Tag: demography

  • Census and Population Data: Sources and Standards

    A census is the official, complete enumeration of a population within a defined territory at a defined point in time, recording counts and key characteristics such as age, sex and location. It is the foundational data source for population statistics, supplying the denominators used in rates across health, social and economic research. A census aims for total coverage rather than a sample, which is what distinguishes it from surveys and gives it a unique role in the data infrastructure of a country.

    Almost every population-based measure ultimately depends on a credible count of who lives where. When that count is accurate and well documented, the rates built on top of it can be trusted and compared; when it is not, every downstream statistic inherits the error. This is why census methodology and the standards around it receive so much attention.

    How population data are collected

    Traditional censuses gather data through field enumeration, postal or online self-completion, or a combination of these. National statistics offices design questionnaires, define the reference moment, run extensive field operations, and then process, edit and impute the returns. Editing resolves inconsistent responses, while imputation fills gaps where information is missing, both following documented rules so the adjustments are reproducible. Because total coverage is rarely perfect, a post-enumeration survey is often used to estimate undercount and overcount and to adjust the published figures accordingly.

    Two counting concepts shape the results and must be stated explicitly.

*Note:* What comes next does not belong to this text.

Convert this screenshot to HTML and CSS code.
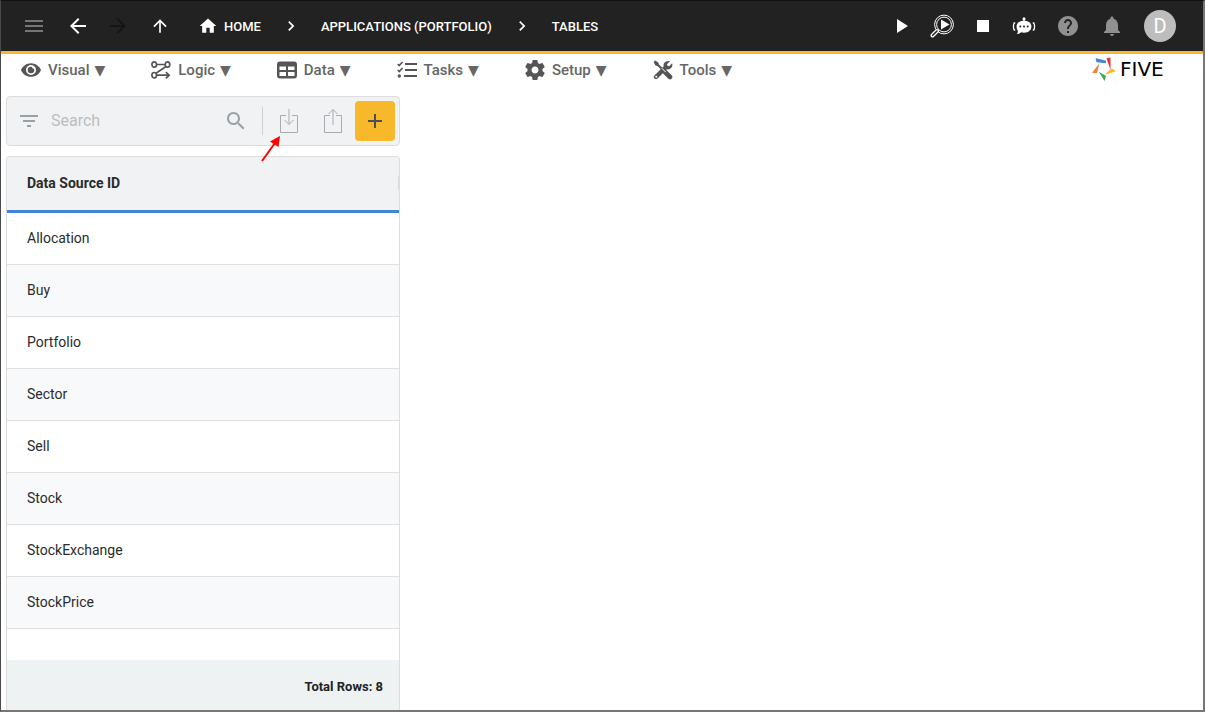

    Concept Who is counted Typical use
    De jure People at their usual place of residence Resident population, service planning
    De facto People physically present on census night Presence-based counts, some operational needs

    The choice between de jure and de facto counts affects comparability, so metadata must record which basis was used and how groups such as students, visitors and people with multiple residences were treated. This kind of definitional clarity is exactly what the CASRAI dictionary exists to support, and it prevents two figures that look comparable from quietly measuring different populations.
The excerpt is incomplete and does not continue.